Full credit to the Bruins for showing guts and character by winning a solid Game 5 in Florida and for coming out of the gate strong for Friday night’s do-or-die Game 6. But the B’s couldn’t bury a number of chances in the middle period despite being outplayed by the Panthers, and then couldn’t find a way to push a puck past Sergei Bobrovsky in the third period when Aleksander Barkov and Co. were busy selling out blocking David Pastrnak shots to ensure that the series didn’t get to a seventh game. 

Bruins captain Brad Marchand returned to play Game 6 and gave the Bruins a boost of energy even if it was clear he wasn’t quite 100 percent, but he was also ready to credit a Panthers team that defeated his Bruins without controversy or any doubt really. Sometimes in the playoffs, one team loses to a better hockey team, and that was case in this second matchup where winning a playoff series could be looked at someday as an important developmental step for this young, improving group. 

“It’s disappointing. We obviously would have liked and expected a different result, especially doing it in that fashion in the last minute. But it shows how much of a game of inches it is,” said Marchand. “They’re a great team and you can’t discredit them at all. We battled hard, but I still thought we had more, and I expected better. 

“I can’t put into words how much proud I am of this group from where we started with expectations to start the season that everybody wrote us off and said we wouldn’t even be a playoff team. We ended up being one of the best teams in the league and we had a lot of new guys in new roles. They came in and did something special. From where we started to where we finished, I couldn’t be prouder.”

There were, of course, some angry Garden denizens who were tossing water bottles and yellow rally towels on the ice when the Bruins gave up the game-winner to Gus Forsling with less than two minutes until both teams would have pushed to overtime. But there were many more that seemed to understand the moment and the B’s place in it from a team development standpoint, and loudly chanted “Sway-Man, Sway-Man” as the post-series handshake line snaked across center ice. 
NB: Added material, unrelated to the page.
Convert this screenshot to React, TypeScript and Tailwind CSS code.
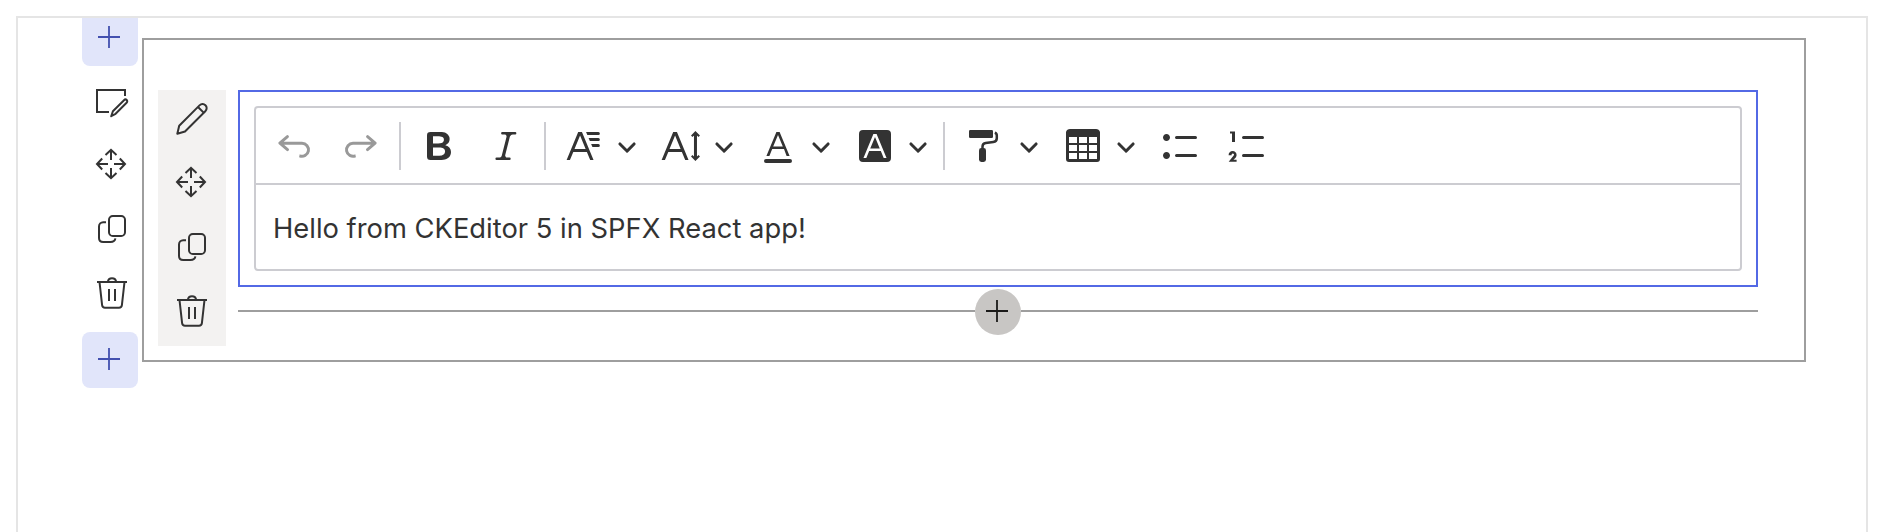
import type { ReactNode } from 'react';

const UNDO =
  'm5.042 9.367 2.189 1.837a.75.75 0 0 1-.965 1.149l-3.788-3.18a.747.747 0 0 1-.21-.284.75.75 0 0 1 .17-.945L6.23 4.762a.75.75 0 1 1 .964 1.15L4.863 7.866h8.917A.75.75 0 0 1 14 7.9a4 4 0 1 1-1.477 7.718l.344-1.489a2.5 2.5 0 1 0 1.094-4.73l.008-.032H5.042z';
const REDO =
  'm14.958 9.367-2.189 1.837a.75.75 0 0 0 .965 1.149l3.788-3.18a.747.747 0 0 0 .21-.284.75.75 0 0 0-.17-.945L13.77 4.762a.75.75 0 1 0-.964 1.15l2.331 1.955H6.22A.75.75 0 0 0 6 7.9a4 4 0 1 0 1.477 7.718l-.344-1.489A2.5 2.5 0 1 1 6.039 9.4l-.008-.032h8.927z';
const BOLD =
  'M10.187 17H5.773c-.637 0-1.092-.138-1.364-.415-.273-.277-.409-.718-.409-1.323V4.738c0-.617.14-1.062.419-1.332.279-.27.73-.406 1.354-.406h4.68c.69 0 1.288.041 1.793.124.506.083.96.242 1.36.478.341.197.644.447.906.75a3.262 3.262 0 0 1 .808 2.162c0 1.401-.722 2.426-2.167 3.075C15.05 10.175 16 11.315 16 13.01a3.756 3.756 0 0 1-2.296 3.504 6.1 6.1 0 0 1-1.517.377c-.571.073-1.238.11-2 .11zm-.217-6.217H7v4.087h3.069c1.977 0 2.965-.69 2.965-2.072 0-.707-.256-1.22-.768-1.537-.512-.319-1.277-.478-2.296-.478zM7 5.13v3.619h2.606c.729 0 1.292-.067 1.69-.2a1.6 1.6 0 0 0 .91-.765c.165-.267.247-.566.247-.897 0-.707-.26-1.176-.778-1.409-.519-.232-1.31-.348-2.375-.348H7z';
const ITALIC =
  'm9.586 14.633.021.004c-.036.335.095.655.393.962.082.083.173.15.274.201h1.474a.6.6 0 1 1 0 1.2H5.304a.6.6 0 0 1 0-1.2h1.15c.474-.07.809-.182 1.005-.334.157-.122.291-.32.404-.597l2.416-9.55a1.053 1.053 0 0 0-.281-.823 1.12 1.12 0 0 0-.442-.296H8.15a.6.6 0 0 1 0-1.2h6.443a.6.6 0 1 1 0 1.2h-1.195c-.376.056-.65.155-.823.296-.215.175-.423.439-.623.79l-2.366 9.347z';
const FONT_FAMILY =
  'M11.03 3h6.149a.75.75 0 1 1 0 1.5h-5.514L11.03 3zm1.27 3h4.879a.75.75 0 1 1 0 1.5h-4.244L12.3 6zm1.27 3h3.609a.75.75 0 1 1 0 1.5h-2.973L13.57 9zm-2.754 2.5L8.038 4.785 5.261 11.5h5.555zm.62 1.5H4.641l-1.666 4.028H1.312l5.789-14h1.875l5.789 14h-1.663L11.436 13z';
const FONT_SIZE =
  'M9.816 11.5 7.038 4.785 4.261 11.5h5.555Zm.62 1.5H3.641l-1.666 4.028H.312l5.789-14h1.875l5.789 14h-1.663L10.436 13Zm7.55 2.279.779-.779.707.707-2.265 2.265-2.193-2.265.707-.707.765.765V4.825c0-.042 0-.083.002-.123l-.77.78-.707-.707L17.207 2.5l2.265 2.265-.707.707-.782-.782c.002.043.003.089.003.135v10.454Z';
const FONT_COLOR =
  'M12.4 10.3 10 4.5l-2.4 5.8h4.8zm.5 1.2H7.1L5.7 15H4.2l5-12h1.6l5 12h-1.5L13 11.5zm3.1 7H4a1 1 0 0 1 0-2h12a1 1 0 0 1 0 2z';
const FONT_BACKGROUND =
  'M4 2h12a2 2 0 0 1 2 2v12a2 2 0 0 1-2 2H4a2 2 0 0 1-2-2V4a2 2 0 0 1 2-2zm8.38 9.262H7.62L10 5.506l2.38 5.756zm.532 1.285L14.34 16h1.426L10.804 4H9.196L4.234 16H5.66l1.428-3.453h5.824z';
const TABLE =
  'M3 5.5v3h4v-3H3Zm0 4v3h4v-3H3Zm0 4v3h4v-3H3Zm5 3h4v-3H8v3Zm5 0h4v-3h-4v3Zm4-4v-3h-4v3h4Zm0-4v-3h-4v3h4Zm1.5 8A1.5 1.5 0 0 1 17 18H3a1.5 1.5 0 0 1-1.5-1.5V3c.222-.863 1.068-1.5 2-1.5h13c.932 0 1.778.637 2 1.5v13.5Zm-6.5-4v-3H8v3h4Zm0-4v-3H8v3h4Z';
const BULLETED =
  'M7 5.75c0 .414.336.75.75.75h9.5a.75.75 0 1 0 0-1.5h-9.5a.75.75 0 0 0-.75.75zm-6 0C1 4.784 1.777 4 2.75 4c.966 0 1.75.777 1.75 1.75 0 .966-.777 1.75-1.75 1.75C1.784 7.5 1 6.723 1 5.75zm6 9c0 .414.336.75.75.75h9.5a.75.75 0 1 0 0-1.5h-9.5a.75.75 0 0 0-.75.75zm-6 0c0-.966.777-1.75 1.75-1.75.966 0 1.75.777 1.75 1.75 0 .966-.777 1.75-1.75 1.75-.966 0-1.75-.777-1.75-1.75z';
const NUMBERED =
  'M7 5.75c0 .414.336.75.75.75h9.5a.75.75 0 1 0 0-1.5h-9.5a.75.75 0 0 0-.75.75zM3.5 3v5H2V3.7H1v-1h2.5V3zM.343 17.857l2.59-3.257H2.92a.6.6 0 1 0-1.04 0H.302a2 2 0 1 1 3.995 0h-.001c-.048.405-.16.734-.333.988-.175.254-.59.692-1.244 1.312H4.3v1h-4l.043-.043zM7 14.75a.75.75 0 0 1 .75-.75h9.5a.75.75 0 1 1 0 1.5h-9.5a.75.75 0 0 1-.75-.75z';
const CHEVRON =
  'M.941 4.523a.75.75 0 1 1 1.06-1.06l3.006 3.005 3.005-3.005a.75.75 0 1 1 1.06 1.06l-3.549 3.55a.75.75 0 0 1-1.168-.136L.941 4.523z';

function Tool({ d, label, className = '' }: { d: string; label: string; className?: string }) {
  return (
    <button aria-label={label} className={`size-10 shrink-0 ${className}`}>
      <svg viewBox="0 0 20 20" className="size-10" fill="currentColor" fillRule="evenodd">
        <path d={d} />
      </svg>
    </button>
  );
}

function Chevron() {
  return (
    <svg viewBox="0 0 10 10" className="mt-2.5 ml-[13px] size-5 shrink-0" fill="currentColor">
      <path d={CHEVRON} />
    </svg>
  );
}

function Separator({ className }: { className: string }) {
  return <span className={`-mt-1 h-12 w-0.5 shrink-0 bg-[#ccccd1] ${className}`} />;
}

function FormatPainter() {
  return (
    <button aria-label="Format painter" className="ml-[21px] size-10 shrink-0">
      <svg viewBox="0 0 40 40" className="size-10" fill="currentColor">
        <rect x="3" y="4" width="24" height="8" rx="1.2" />
        <rect x="13" y="22" width="7" height="14" rx="2.4" />
        <path
          d="M28.8 6.8c1.4.5 2 1.2 2 2.7v2.8c0 2.2-1.3 3.5-3.5 3.8l-7.6 1c-2.2.3-3.2 1.6-3.2 3.7V23"
          fill="none"
          stroke="currentColor"
          strokeWidth="2.5"
        />
      </svg>
    </button>
  );
}

function LineIcon({ className = '', children }: { className?: string; children: ReactNode }) {
  return (
    <svg
      viewBox="0 0 32 32"
      className={`size-8 shrink-0 overflow-visible ${className}`}
      fill="none"
      stroke="currentColor"
      strokeWidth="2"
    >
      {children}
    </svg>
  );
}

function Move({ className }: { className: string }) {
  return (
    <LineIcon className={className}>
      <path d="M15 12V2M9.5 7 15 1.8 20.5 7M15 20v10M9.5 25l5.5 5.2L20.5 25M12 16H1.5M6.2 10.5 1 16l5.2 5.5M18 16h10.5M23.8 10.5 29 16l-5.2 5.5" />
    </LineIcon>
  );
}

function Copy({ className }: { className: string }) {
  return (
    <LineIcon className={className}>
      <rect x="13" y="3" width="16" height="20" rx="3.8" />
      <path d="M10 9.2H7.2C4.8 9.2 3 11 3 13.5V25c0 2.5 1.8 4 4.2 4h7.3c2.6 0 4.5-1.2 4.9-3.6" />
    </LineIcon>
  );
}

function Trash({ className }: { className: string }) {
  return (
    <LineIcon className={className}>
      <path d="M1 5h30M11.8 4.8C12.2 2.4 13.8 1.2 16 1.2s3.8 1.2 4.2 3.6M3.5 5l2.6 23.2c.2 1.7 1.2 2.6 2.9 2.6h14c1.7 0 2.7-.9 2.9-2.6L28.5 5M13 12v12M19 12v12" />
    </LineIcon>
  );
}

function Plus({ className = '' }: { className?: string }) {
  return (
    <svg viewBox="0 0 22 22" className={`size-[22px] ${className}`} stroke="currentColor" strokeWidth="1.8">
      <path d="M11 0v22M0 11h22" />
    </svg>
  );
}

function AddSection({ className }: { className: string }) {
  return (
    <button
      aria-label="Add section"
      className={`flex h-14 w-14 shrink-0 items-start rounded-lg bg-[#e1e5fa] pt-4 pl-4 text-[#4350af] ${className}`}
    >
      <Plus />
    </button>
  );
}

export default function App() {
  return (
    <div className="h-[532px] w-full overflow-hidden bg-white pt-4 pr-[18px] pl-4 font-['Inter',sans-serif] text-[#333333]">
      <div className="flex h-[560px] items-start overflow-hidden border-2 border-[#e5e5e5]">
        <aside className="ml-16 flex w-14 shrink-0 flex-col items-start">
          <AddSection className="-mt-2" />
          <LineIcon className="mt-[21px] ml-[14px]">
            <path d="M29 9V3H1v22h12" />
            <path d="M15.2 29.2l1.7-5L28 13.2c.8-.8 2-.9 2.7-.2.8.8.7 1.9-.1 2.7L19.6 26.8z" strokeLinejoin="round" />
          </LineIcon>
          <Move className="mt-[29px] ml-[14px]" />
          <Copy className="mt-[33px] ml-[14px]" />
          <Trash className="mt-8 ml-[14px]" />
          <AddSection className="mt-[23px]" />
        </aside>

        <section className="mt-5 ml-1 flex h-[324px] w-[1664px] shrink-0 items-start border-2 border-[#9e9e9e]">
          <aside className="mt-[50px] ml-3.5 flex h-64 w-[68px] shrink-0 flex-col items-start bg-[#f3f2f1] pt-[13px] pl-[18px]">
            <LineIcon>
              <path
                d="M1.3 30.7l1.9-8L23.5 2.4c2-2 4.4-1.6 5.9-.1s1.9 3.9-.1 5.9L9 28.5zM22 4l5.9 5.9"
                strokeLinejoin="round"
              />
            </LineIcon>
            <Move className="mt-[31px]" />
            <Copy className="mt-[33px]" />
            <Trash className="mt-8" />
          </aside>

          <main className="mt-[50px] ml-3 flex w-[1520px] shrink-0 flex-col">
            <div className="h-[197px] border-2 border-[#5369e5] p-3.5">
              <div className="flex h-[165px] flex-col rounded border-2 border-[#ccccd1]">
                <div className="flex h-[77px] shrink-0 items-start border-b-2 border-[#ccccd1] pt-[18px]">
                  <Tool d={UNDO} label="Undo" className="ml-[18px] text-[#999999]" />
                  <Tool d={REDO} label="Redo" className="ml-[27px] text-[#999999]" />
                  <Separator className="ml-[18px]" />
                  <Tool d={BOLD} label="Bold" className="ml-[18px]" />
                  <Tool d={ITALIC} label="Italic" className="ml-[27px]" />
                  <Separator className="ml-[18px]" />
                  <Tool d={FONT_FAMILY} label="Font family" className="ml-[18px]" />
                  <Chevron />
                  <Tool d={FONT_SIZE} label="Font size" className="ml-6" />
                  <Chevron />
                  <Tool d={FONT_COLOR} label="Font color" className="ml-6" />
                  <Chevron />
                  <Tool d={FONT_BACKGROUND} label="Font background color" className="ml-6" />
                  <Chevron />
                  <Separator className="ml-[15px]" />
                  <FormatPainter />
                  <Chevron />
                  <Tool d={TABLE} label="Insert table" className="ml-6" />
                  <Chevron />
                  <Tool d={BULLETED} label="Bulleted list" className="ml-[25px]" />
                  <Tool d={NUMBERED} label="Numbered list" className="ml-[27px]" />
                </div>
                <p className="pt-6 pl-[17px] text-[27.35px] leading-[40px] whitespace-nowrap">
                  Hello from CKEditor 5 in SPFX React app!
                </p>
              </div>
            </div>
            <div className="mt-0.5 flex h-[46px] items-center">
              <span className="-mt-0.5 h-0.5 w-[737px] bg-[#9e9e9e]" />
              <button
                aria-label="Add web part"
                className="flex size-[46px] shrink-0 items-start rounded-full bg-[#c8c6c4] pt-[11px] pl-[11px] text-[#1b1a19]"
              >
                <Plus />
              </button>
              <span className="-mt-0.5 h-0.5 grow bg-[#9e9e9e]" />
            </div>
          </main>
        </section>
      </div>
    </div>
  );
}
It was clear that everybody recognized something special had happened in defeat, as the Boston Bruins undoubtedly have their No. 1 goaltender after Jeremy Swayman carried them through two rounds and goes out leading the entire NHL playoff field with a .933 save percentage after stopping 26-of-28 in defeat. 

Nobody was about to blame Swayman for a big rebound on an Anton Lundell shot that turned into the Forsling Game 6 game-winner because the Bruins goalie was, by far, the single biggest factor that got them that far. 

"Tears...tears,” said Swayman of his reaction when he heard the fans chanting his game in appreciation. “I couldn't be more grateful to have a city, have a home base that's as supportive as Boston. They mean so much more than just fans to me. It’s truly a home for me now. Just so grateful for the love & support. That was an incredible moment."

It was probably the best moment of the night along with Pavel Zacha snapping a 20-game playoff goal-scoring drought with the Bruins by finishing a slick backhanded breakaway bid in the first period. 

That had Montgomery believing this was going to be Boston’s night until he watched Justin Brazeau, Charlie Coyle, and both Pastrnak and Marchand fail to finish on a number of quality odd-man rushes allowed by Florida in a loose playoff period at both ends. 

“I thought it was going to be our night before the game. I just thought our players were loose and confident and they went out and played that way,” said Montgomery. “I thought we started the game off really well and the last five minutes [with the Zacha goal] we played really well. 

“We had odd-man rushes – the Brazeau chance, the Coyle chance and then basically a 2-on-1 with Marchand and Pastrnak – and some of those you need to bury so you have more of a cushion.”

The bigger issue for the Bruins was the inability again this season to effectively break the puck out against a fast, punishing Florida forecheck that gave Boston fits last season as well. That bottled up Boston’s offense and allowed the Panthers to win the territorial battle in the offensive zone so much that it appeared to be lopsided in Florida’s favor at times. 

The Bruins will be able to go to the drawing board to a degree with $21 million in cap space this summer – or $26 million if the B’s can end up finding a trade partner for Linus Ullmark – and add to this group that’s clearly in transition moving from the old guard to new leaders and franchise players like Charlie McAvoy, Pastrnak and Swayman. 

It all makes the second-round series loss to Florida a little easier to take for most Bruins fans that knew they didn’t have a realistic chance against a Panthers team that feels like they are headed to the Stanley Cup Final once again. But it’s still an empty feeling for those at TD Garden when the home crowd goes dead silent at the end of an elimination playoff game knowing that means hockey season is effectively over for the next few months.